Proof positive

Two recent fires in our region have proven the effectiveness of properly operating smoke alarms. In both cases, heavy fire damage occurred to the homes, but news reports stated that the occupants were alerted about the fire by smoke alarms, and were able to escape uninjured. Smoke alarms are a proactive means of protecting your family, in the event of a fire in your home.

How many times have you heard me or any other firefighter say, a proper number of properly placed and operating smoke alarms saves lives? Any deviation from the previous statement renders a house or apartment unprotected. Let me explain. When there is not a proper number of smoke alarms, then a portion of a home is not protected.
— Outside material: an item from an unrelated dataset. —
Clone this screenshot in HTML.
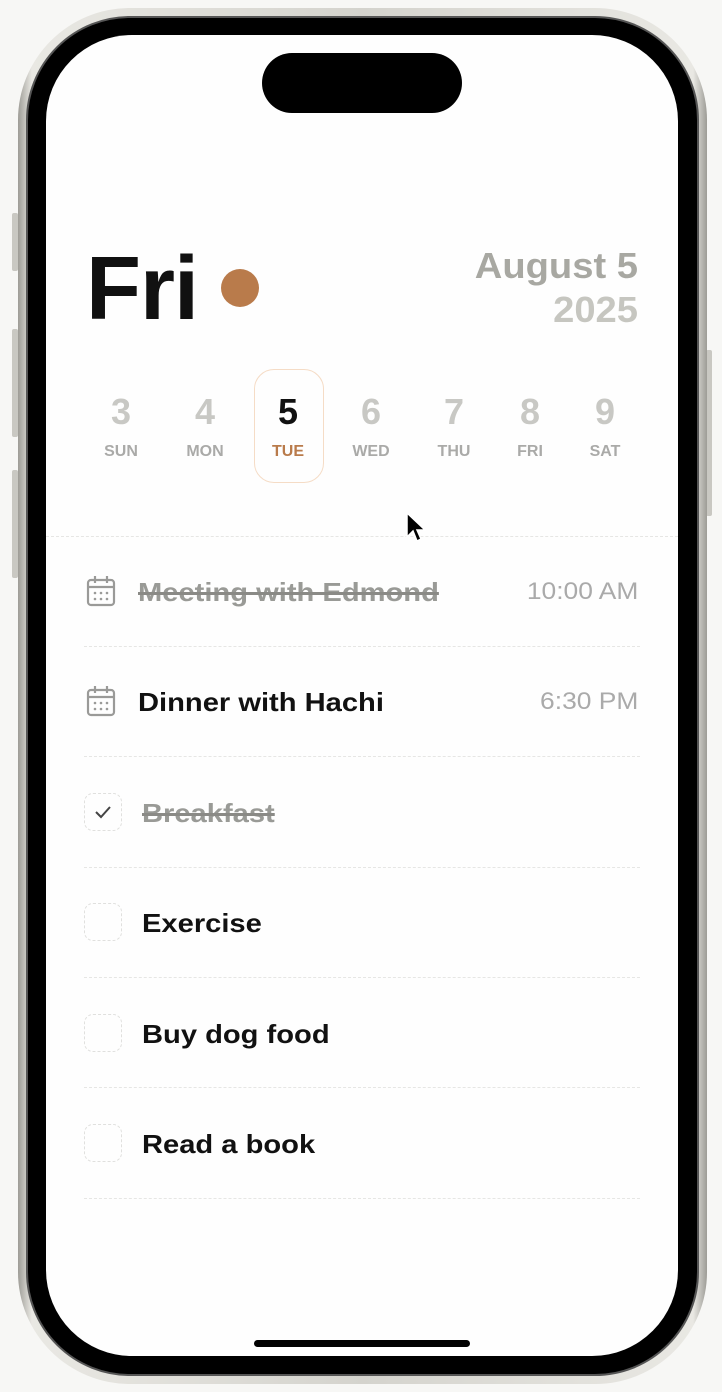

Improperly placed alarms may end up being nuisance alarms that get disabled. The example here is an alarm that is placed too close to the kitchen and goes off every time that cooking is taking place. Another example would be an alarm that is placed too close to the point where a wall and a ceiling meet, which constitutes a void space where an alarm may not activate. The last part of the equation, a properly operating smoke alarm is just that. If a smoke alarm will not activate, due to a dead battery, no battery, excessive dust, or a broken wire, then that smoke alarm is useless.
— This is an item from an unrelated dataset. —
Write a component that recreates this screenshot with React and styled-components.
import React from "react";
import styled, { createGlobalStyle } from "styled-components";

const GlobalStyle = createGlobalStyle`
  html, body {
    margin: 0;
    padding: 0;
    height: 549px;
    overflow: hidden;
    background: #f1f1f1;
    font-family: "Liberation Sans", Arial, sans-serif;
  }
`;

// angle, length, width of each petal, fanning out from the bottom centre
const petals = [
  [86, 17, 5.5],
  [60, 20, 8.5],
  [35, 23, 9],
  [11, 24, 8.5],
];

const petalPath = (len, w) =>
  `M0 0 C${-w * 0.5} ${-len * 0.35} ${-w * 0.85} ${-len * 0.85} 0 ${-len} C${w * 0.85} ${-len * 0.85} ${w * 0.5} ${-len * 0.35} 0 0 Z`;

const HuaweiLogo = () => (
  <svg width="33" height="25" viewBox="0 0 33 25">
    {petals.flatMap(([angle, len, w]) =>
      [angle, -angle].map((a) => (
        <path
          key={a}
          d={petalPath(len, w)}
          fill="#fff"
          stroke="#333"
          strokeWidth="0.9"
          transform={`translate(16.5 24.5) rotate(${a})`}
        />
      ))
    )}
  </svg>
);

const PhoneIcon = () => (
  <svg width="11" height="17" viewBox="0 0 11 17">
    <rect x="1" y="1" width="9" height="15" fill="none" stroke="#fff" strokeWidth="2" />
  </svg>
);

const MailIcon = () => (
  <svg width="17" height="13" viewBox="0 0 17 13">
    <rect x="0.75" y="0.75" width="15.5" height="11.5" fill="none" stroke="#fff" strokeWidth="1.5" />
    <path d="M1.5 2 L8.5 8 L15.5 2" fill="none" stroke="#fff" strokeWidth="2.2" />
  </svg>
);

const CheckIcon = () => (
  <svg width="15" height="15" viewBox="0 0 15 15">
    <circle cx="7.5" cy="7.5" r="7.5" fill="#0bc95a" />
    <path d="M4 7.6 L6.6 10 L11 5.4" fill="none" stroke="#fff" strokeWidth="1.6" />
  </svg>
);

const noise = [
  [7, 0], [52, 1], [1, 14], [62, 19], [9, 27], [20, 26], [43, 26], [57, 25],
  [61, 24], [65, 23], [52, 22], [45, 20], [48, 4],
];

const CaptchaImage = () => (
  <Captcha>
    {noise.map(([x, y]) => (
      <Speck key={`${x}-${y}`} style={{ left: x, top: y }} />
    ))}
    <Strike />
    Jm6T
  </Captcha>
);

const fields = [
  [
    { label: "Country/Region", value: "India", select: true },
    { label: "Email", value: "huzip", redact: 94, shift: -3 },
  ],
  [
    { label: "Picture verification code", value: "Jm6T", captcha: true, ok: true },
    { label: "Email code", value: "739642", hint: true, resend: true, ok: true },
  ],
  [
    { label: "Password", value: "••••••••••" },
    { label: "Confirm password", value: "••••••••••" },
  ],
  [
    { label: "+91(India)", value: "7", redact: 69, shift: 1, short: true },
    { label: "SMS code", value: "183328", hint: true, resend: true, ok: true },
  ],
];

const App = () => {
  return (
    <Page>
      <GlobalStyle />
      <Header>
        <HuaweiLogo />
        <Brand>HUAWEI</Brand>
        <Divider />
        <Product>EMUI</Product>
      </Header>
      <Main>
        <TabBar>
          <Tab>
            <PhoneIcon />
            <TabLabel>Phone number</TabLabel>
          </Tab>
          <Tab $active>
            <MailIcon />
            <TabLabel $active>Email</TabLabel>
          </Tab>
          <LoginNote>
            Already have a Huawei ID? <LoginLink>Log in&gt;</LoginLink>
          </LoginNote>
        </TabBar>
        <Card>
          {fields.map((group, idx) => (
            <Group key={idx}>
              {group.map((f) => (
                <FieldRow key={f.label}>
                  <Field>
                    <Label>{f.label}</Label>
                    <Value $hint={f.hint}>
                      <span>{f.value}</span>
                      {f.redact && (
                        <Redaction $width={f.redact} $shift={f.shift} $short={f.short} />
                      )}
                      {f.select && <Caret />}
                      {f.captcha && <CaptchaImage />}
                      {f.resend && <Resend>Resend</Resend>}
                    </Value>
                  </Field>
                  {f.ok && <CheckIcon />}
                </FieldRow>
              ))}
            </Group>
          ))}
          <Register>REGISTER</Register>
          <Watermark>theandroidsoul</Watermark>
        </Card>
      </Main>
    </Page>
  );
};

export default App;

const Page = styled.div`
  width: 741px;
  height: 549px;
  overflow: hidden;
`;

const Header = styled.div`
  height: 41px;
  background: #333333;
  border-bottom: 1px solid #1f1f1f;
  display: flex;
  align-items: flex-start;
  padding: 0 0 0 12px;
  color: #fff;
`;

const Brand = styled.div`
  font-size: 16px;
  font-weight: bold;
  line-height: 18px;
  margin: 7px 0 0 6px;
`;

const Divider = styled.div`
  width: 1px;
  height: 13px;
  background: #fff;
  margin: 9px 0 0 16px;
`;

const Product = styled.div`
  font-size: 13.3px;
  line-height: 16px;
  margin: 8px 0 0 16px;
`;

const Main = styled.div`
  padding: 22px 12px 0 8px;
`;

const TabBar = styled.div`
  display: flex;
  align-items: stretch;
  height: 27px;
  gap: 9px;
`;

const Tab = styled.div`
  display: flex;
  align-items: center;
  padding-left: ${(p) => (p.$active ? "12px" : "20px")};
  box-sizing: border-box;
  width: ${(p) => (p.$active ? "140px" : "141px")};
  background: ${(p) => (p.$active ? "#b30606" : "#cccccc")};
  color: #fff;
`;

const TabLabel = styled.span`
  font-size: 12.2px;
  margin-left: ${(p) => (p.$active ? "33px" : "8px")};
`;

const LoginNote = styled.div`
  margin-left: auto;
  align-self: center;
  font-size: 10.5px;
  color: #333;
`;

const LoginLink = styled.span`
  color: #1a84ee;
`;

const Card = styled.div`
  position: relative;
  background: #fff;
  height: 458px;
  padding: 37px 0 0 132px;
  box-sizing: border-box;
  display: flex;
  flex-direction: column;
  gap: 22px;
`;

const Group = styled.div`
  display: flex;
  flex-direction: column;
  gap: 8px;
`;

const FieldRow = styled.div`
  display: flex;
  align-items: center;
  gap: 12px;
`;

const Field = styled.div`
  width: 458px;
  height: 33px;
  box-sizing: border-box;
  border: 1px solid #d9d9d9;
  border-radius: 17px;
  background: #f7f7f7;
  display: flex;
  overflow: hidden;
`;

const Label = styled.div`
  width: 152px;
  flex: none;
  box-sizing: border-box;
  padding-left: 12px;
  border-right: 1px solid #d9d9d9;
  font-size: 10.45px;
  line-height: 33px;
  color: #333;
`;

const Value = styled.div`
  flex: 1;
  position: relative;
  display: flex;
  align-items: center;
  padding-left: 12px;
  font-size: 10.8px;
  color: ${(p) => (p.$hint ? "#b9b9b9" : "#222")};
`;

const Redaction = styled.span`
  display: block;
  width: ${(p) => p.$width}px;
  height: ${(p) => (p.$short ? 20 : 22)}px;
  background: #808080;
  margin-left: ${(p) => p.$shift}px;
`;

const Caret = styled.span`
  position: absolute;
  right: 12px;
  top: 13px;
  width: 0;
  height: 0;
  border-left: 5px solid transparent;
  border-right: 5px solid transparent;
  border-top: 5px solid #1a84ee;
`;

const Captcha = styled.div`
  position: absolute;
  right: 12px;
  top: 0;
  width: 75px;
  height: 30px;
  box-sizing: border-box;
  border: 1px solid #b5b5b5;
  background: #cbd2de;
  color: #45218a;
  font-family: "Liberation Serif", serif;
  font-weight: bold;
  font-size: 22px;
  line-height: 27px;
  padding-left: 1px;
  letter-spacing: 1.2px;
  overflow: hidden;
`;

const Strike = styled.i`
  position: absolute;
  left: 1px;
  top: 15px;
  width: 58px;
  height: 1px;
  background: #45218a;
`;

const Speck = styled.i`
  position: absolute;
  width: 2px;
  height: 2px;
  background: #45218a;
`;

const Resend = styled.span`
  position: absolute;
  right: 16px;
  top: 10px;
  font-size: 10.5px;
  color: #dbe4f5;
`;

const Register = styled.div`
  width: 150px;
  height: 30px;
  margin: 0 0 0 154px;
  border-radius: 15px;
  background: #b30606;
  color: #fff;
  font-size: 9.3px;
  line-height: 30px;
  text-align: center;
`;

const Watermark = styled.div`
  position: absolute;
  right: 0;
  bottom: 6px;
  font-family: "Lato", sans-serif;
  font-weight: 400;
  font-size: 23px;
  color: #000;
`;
Concerning the proper number of smoke alarms, there should be at least one smoke alarm per level of your home, as well as one alarm in every bedroom. Depending on the layout of the home, there may need to be multiple smoke alarms on the different levels of your home. As I have shared before, my son’s newly built home required five smoke alarms downstairs and three smoke alarms upstairs, all connected in series with battery backups. In other words, when one smoke alarm goes off, then they will all activate. Keep in mind that battery-operated smoke alarms operate individually of the others. Multiple alarms may sound, but it is only when smoke or heat have reached each detector, whereas those connected in series will all sound when one detector activates. As I have stated at other times, I never found a family sleeping in the middle of the night when all of the smoke alarms were activating simultaneously.  

Proper maintenance of smoke alarms is relatively easy, if the alarm is accessible. Alarms placed on vaulted ceilings are, in many cases, inaccessible or accessed with difficulty. For those alarms that are accessible, maintenance consists of occasional vacuuming, replacing the batteries periodically, and pushing the test button at least once a month. This is a painless and inexpensive way to ensure that your smoke alarms will work when a fire occurs. Incidentally, smoke alarms that have been in place for over ten years should be replaced.
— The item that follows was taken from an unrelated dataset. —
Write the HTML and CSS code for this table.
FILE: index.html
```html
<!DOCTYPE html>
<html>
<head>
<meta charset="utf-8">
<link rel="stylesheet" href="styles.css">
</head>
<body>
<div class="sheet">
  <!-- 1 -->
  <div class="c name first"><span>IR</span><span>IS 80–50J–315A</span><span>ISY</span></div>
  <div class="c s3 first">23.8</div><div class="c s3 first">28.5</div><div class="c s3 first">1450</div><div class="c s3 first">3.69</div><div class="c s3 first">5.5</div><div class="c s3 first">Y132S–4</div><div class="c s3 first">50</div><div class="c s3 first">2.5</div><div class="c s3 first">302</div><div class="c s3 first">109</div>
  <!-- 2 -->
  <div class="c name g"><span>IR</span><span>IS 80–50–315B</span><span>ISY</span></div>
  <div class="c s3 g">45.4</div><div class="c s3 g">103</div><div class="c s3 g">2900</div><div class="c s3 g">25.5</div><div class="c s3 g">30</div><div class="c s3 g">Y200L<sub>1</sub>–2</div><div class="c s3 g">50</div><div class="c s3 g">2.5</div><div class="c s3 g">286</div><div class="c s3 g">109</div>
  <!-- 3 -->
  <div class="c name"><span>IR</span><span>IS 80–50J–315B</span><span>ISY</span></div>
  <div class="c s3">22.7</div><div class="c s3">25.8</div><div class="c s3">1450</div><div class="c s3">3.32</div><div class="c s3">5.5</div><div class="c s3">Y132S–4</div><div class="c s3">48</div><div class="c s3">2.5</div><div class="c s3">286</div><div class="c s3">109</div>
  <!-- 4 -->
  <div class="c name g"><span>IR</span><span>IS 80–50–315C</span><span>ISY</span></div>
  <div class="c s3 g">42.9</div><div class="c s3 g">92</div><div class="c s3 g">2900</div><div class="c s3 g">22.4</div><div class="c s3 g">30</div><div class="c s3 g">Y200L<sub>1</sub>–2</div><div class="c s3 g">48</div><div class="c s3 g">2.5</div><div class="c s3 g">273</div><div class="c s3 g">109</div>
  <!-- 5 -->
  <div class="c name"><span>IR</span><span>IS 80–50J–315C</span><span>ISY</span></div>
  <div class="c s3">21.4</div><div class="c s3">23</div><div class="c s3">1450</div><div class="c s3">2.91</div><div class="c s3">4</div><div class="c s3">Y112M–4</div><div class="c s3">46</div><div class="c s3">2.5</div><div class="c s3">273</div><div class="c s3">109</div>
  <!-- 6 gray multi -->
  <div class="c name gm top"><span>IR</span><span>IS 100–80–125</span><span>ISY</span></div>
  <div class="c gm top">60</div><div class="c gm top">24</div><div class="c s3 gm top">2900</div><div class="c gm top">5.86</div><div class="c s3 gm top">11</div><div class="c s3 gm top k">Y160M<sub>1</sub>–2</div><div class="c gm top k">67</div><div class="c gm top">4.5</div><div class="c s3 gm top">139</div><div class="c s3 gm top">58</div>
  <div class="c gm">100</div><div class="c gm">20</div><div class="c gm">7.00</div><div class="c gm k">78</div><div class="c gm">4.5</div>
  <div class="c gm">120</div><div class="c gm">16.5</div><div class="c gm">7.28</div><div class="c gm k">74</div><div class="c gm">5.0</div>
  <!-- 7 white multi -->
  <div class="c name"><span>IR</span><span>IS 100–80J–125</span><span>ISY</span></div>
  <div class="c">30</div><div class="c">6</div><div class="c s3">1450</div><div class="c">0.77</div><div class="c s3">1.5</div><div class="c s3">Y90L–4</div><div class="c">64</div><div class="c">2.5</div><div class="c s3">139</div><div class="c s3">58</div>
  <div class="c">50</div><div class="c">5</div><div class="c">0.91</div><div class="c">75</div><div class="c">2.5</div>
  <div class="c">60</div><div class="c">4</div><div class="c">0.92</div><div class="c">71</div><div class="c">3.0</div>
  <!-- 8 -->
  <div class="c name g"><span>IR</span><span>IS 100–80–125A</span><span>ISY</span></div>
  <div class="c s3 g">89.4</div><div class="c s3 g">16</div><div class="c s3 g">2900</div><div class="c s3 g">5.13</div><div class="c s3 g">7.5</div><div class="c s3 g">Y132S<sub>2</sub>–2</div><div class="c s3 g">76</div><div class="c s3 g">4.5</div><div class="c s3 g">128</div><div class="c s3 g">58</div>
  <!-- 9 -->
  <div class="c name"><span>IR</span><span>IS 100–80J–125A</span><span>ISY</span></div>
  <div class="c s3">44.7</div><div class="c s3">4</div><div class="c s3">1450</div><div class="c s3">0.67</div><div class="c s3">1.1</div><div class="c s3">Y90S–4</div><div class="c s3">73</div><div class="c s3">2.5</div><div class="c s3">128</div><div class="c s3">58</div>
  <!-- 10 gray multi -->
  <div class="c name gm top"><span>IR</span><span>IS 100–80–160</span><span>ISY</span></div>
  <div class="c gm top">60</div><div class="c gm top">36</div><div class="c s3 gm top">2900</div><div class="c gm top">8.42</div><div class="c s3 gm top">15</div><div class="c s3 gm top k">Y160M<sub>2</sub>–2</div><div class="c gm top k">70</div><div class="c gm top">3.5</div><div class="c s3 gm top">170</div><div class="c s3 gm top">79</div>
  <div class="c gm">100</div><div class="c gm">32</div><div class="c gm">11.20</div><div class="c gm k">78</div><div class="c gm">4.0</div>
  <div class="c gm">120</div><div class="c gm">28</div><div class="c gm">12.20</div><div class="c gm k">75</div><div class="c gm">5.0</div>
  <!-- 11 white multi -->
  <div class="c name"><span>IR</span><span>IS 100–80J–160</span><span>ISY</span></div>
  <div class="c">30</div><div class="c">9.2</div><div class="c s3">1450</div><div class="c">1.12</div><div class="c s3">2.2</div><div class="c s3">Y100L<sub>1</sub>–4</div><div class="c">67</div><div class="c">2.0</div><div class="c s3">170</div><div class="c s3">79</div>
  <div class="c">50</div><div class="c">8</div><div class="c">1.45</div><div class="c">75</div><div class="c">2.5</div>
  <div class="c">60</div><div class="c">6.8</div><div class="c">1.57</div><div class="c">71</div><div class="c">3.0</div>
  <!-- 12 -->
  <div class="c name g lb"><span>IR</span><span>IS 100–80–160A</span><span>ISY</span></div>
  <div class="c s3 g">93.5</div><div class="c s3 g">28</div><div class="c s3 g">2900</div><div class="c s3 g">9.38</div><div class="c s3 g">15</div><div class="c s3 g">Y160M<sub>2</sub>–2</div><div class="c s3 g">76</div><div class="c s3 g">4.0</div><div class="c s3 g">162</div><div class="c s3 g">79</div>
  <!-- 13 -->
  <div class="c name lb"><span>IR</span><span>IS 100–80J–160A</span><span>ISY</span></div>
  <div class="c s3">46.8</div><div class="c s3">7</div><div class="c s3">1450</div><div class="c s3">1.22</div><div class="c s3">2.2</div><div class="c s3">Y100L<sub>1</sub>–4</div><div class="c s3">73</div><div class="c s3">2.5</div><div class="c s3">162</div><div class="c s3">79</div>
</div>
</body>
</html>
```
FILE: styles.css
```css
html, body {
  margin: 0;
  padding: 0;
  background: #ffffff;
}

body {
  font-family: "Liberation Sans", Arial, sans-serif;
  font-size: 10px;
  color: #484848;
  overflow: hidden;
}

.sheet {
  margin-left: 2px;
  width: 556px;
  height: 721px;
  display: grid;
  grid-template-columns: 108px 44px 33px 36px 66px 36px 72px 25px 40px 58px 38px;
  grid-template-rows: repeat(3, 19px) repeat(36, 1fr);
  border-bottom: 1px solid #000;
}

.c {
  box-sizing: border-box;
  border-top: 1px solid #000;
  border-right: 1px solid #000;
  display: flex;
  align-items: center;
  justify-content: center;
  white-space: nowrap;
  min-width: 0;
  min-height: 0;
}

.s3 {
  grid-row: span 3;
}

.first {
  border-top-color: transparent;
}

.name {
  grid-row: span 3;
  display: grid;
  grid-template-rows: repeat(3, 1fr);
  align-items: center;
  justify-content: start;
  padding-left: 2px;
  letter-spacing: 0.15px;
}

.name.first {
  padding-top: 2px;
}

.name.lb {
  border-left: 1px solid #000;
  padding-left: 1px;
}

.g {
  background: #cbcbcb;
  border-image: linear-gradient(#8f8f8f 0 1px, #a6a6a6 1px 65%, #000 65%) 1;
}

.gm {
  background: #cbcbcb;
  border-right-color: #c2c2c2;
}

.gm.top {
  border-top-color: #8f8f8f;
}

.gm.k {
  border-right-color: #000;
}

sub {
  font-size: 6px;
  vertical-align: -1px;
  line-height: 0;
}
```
The last thing that I will mention in this article is the need to make sure that everyone will wake up, based on the smoke alarm configuration in your home. Multiple alarms connected in series will work best, but not everyone has this level of protection. What if your home only has one smoke alarm? It will be necessary to ensure that this one smoke alarm is capable of waking your family up from a dead sleep, no pun intended. I can still remember watching a video with a news anchor from Channel 8, and having to respond to the fact that children in the home slept through the activating smoke alarms. The only way to prevent this from happening in your home is to activate your alarm(s), after your family has gone to sleep. It may take multiple times before they recognize the sound and associate it with a sound that requires action.